Copy out each line of the material in which the word "this" appears.
**** Record set
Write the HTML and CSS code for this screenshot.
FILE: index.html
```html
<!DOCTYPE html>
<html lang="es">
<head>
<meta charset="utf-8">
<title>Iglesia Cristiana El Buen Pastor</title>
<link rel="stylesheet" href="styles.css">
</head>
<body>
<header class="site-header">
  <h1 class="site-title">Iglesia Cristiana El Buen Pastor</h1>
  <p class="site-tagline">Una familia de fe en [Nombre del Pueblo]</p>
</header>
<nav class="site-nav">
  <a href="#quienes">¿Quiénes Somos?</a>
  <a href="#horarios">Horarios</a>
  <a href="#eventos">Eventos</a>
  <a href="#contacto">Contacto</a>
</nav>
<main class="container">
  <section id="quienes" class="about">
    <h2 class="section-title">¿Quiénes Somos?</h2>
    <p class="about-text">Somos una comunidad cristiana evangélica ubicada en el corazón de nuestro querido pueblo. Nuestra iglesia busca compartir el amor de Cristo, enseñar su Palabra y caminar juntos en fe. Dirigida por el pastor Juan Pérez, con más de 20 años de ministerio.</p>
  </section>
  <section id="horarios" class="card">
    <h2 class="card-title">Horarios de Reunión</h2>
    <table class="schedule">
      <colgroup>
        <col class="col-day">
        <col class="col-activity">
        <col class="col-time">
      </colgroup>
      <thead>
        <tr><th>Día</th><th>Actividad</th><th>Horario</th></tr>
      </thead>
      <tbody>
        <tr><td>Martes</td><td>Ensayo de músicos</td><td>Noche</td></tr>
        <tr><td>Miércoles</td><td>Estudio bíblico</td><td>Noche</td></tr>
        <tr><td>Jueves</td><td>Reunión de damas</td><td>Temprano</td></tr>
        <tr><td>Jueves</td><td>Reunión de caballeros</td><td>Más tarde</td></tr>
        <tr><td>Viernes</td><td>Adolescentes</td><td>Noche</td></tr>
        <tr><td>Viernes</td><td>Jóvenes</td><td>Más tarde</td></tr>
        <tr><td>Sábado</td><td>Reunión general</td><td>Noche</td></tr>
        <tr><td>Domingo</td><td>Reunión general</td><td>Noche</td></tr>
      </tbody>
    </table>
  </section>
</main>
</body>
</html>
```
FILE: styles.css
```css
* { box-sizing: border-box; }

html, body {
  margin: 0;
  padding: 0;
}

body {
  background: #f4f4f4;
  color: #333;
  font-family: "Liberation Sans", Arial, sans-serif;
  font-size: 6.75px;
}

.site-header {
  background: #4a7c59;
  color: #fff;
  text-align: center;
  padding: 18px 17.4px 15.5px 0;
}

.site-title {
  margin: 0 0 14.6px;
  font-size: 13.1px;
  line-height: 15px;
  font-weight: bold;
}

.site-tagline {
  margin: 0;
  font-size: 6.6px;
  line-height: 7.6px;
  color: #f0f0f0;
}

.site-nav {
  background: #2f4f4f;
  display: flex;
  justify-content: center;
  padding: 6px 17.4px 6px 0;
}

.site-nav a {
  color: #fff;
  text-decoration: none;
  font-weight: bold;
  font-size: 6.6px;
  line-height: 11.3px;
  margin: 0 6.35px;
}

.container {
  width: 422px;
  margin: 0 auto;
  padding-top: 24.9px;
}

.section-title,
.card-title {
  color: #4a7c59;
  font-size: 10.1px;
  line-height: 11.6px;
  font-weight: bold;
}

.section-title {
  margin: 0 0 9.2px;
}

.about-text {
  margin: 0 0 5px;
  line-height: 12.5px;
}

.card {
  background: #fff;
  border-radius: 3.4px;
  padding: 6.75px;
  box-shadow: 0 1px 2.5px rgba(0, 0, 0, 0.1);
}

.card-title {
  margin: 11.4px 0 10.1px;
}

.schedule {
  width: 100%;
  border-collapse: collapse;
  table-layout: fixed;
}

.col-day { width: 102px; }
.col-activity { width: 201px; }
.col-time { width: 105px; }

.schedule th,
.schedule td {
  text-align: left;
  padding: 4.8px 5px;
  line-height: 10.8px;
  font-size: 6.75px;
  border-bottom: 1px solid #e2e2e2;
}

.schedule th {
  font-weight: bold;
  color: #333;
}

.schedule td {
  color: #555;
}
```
********
**** Record set
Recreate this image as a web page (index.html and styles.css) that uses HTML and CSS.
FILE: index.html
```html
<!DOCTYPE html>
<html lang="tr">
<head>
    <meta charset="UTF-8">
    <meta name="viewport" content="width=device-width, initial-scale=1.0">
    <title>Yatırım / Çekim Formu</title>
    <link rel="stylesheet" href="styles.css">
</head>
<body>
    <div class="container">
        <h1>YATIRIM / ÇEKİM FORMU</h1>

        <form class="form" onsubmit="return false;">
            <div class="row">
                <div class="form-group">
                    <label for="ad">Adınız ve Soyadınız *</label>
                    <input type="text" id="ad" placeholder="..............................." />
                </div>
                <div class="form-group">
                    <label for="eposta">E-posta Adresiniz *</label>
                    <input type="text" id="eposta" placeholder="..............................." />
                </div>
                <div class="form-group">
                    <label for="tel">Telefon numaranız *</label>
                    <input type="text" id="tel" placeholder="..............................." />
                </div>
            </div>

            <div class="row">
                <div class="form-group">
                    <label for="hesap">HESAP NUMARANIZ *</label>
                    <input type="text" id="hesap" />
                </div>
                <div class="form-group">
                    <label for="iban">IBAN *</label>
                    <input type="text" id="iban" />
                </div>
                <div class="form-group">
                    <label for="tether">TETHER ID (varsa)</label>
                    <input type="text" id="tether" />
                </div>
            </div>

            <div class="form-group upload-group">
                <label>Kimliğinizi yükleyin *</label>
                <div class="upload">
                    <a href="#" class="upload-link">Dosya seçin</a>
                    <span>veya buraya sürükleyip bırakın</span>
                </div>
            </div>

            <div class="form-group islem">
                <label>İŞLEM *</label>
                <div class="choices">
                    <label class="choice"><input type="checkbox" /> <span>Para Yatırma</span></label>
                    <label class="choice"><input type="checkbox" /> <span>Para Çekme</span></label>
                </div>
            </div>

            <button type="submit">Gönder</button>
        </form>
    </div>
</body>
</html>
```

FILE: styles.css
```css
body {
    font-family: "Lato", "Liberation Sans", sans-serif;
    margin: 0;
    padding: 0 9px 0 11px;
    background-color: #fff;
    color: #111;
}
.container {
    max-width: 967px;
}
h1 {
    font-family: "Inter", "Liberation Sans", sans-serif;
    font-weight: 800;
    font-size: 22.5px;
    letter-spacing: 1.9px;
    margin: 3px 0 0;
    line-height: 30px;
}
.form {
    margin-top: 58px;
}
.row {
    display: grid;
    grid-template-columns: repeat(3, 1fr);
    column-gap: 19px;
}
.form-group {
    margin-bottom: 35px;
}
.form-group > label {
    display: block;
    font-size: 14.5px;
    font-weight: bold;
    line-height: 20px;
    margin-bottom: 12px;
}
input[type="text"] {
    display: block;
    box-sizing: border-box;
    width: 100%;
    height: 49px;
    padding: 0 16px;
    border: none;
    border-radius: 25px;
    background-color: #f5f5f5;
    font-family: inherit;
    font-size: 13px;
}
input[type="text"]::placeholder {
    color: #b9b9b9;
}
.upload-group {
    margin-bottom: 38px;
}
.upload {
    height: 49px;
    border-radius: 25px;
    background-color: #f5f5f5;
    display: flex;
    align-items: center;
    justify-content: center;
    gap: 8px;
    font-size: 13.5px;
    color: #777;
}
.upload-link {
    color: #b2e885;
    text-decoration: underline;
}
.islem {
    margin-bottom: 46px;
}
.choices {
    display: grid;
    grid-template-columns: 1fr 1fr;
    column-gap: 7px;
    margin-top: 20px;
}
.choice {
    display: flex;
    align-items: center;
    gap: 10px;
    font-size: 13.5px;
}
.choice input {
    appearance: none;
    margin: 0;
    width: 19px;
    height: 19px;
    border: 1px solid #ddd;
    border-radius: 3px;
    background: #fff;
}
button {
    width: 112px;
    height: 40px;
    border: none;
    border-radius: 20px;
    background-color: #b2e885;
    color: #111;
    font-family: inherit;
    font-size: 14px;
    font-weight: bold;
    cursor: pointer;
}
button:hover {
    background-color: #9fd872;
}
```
********
Output>
Write the HTML and CSS code for this screenshot.
Recreate this image as a web page (index.html and styles.css) that uses HTML and CSS.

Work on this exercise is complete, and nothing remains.